Saturday, August 11, 2012

Rhonda Vincent - Sunday Mornin' Singin' LIVE!


Well, I got it.  I've been taking advantage of that free music offer that Valero is doing when you buy a 44 oz. fountain drink.  Also I've torn a few credits from cups that people tossed in the street instead of putting in the trash.

As I had mentioned before, this is a collection of gospel songs, or gospel-related songs performed in her usual bluegrass (or bluegrass-related) style. They were all recorded live, and these are the most well-behaved audiences I've ever heard on a live album.  Most of these songs don't even sound like they came from a live performance until you hear the applause at the end of each piece.

Most of these songs are original, but there are a few old traditional hymns in the mix.  One song, "His Promised Land," is performed a capella (nothing but voices), but for some dumb reason they stick a half-step up key change in the middle of it.  This is a typical trick in pop music to keep a boring song from sounding quite too boring, and in the vast majority of cases it's musically illogical and irrelevant.  Suddenly changing key without reason between stanzas of a hymn is just weird and jarring.  I felt like someone sneaked up and poked me in the stomach without any provocation.

I'm listening to it as I write this, and just came across another song with a similar unnecessary key change.  I hate to harp on this, but man it's just not right.  But I'm sure her audiences have been conditioned through listening to so much pop music* that they expect it and to them it sounds good.

Now where was I?  Oh yeah, there are a few old traditionals here:  Just As I Am, God Put a Rainbow in the Clouds, Joshua and The Old Rugged Cross.  Possibly a couple of others, I'm not sure, but those are the ones I'm familiar with.  In the case of "Just As I Am," I could go so far as to say terribly familiar. But this version I like.  It's a little faster than I'm used to hearing it, and it's got a nice little swing to it that makes it sound like a waltz.  She sings only three stanzas, which is probably a very good thing or she would've had to stick in a couple of those modulations just to keep people from drifting.  The most "complete" version I know of has six stanzas.  Once, during a particularly long and grueling service, we sang the whole thing through twice.  Twelve stanzas of "Just As I Am" at once.  I must admit that we might have benefited from a couple of key changes that time.

Unfortunately, since I downloaded this, I didn't get any documentation with it.  I'm going to have to look up most of these songs and see if they are traditional hymns or not.

Okay, two a capella songs, the one previously mentioned and another called "Fishers of Men."  She has a really good group of singers with her.

All in all, a great album in spite of my personal little gripes that don't matter anyway.  I'm not going to say that I recommend it because I doubt that any of my readers listen to much gospel or bluegrass, but if you do, you should get it.  And please note that by "gospel" I do not mean "contemporary Christian."  As a general rule, I don't listen to lame pop music, no matter what the lyrics are about.

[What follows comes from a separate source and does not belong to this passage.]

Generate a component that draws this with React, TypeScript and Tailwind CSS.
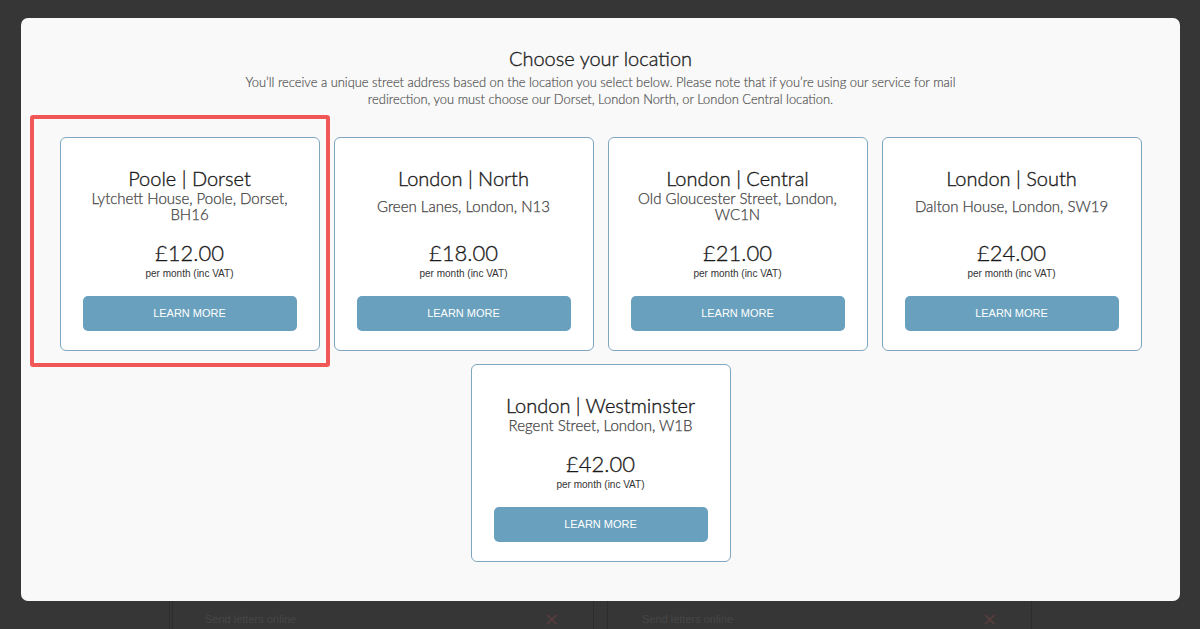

I might have to eventually buy this on CD anyway just to get the documentation on it.  If anyone reads this who has the CD, I would be very thankful if you'd go to the trouble of scanning and emailing me the booklet.



*When I say "pop music," I don't just mean what most people refer to as "pop."  I mean pop, rock, modern country...pretty much anything that's not classical, jazz or old hard-core country/folk, which has much more in common musically with classical than it does with modern "country."

1 comment:

  1. I felt like someone sneaked up and poked me in the stomach without any provocation.

    Heh heh. That's a good way to describe unnecessary modulations, and you're right to call them "key changes". They're not true modulations.

    I don't find the sudden key changes too offensive (more like a mild poke in the stomach, as a wise man most recently said!), but they are certainly unnecessary because nobody expects pop songs to be anything more than repetitive. And making any song truly musically interesting would involve an actual modulation to a new phrase or a new progression instead of just shifting the same progression up a step or two.

    But, again, nobody expects that much from pop songs, so the fake modulations work just enough to please the producers. Shift everything up just before fading out, and Bob's your uncle.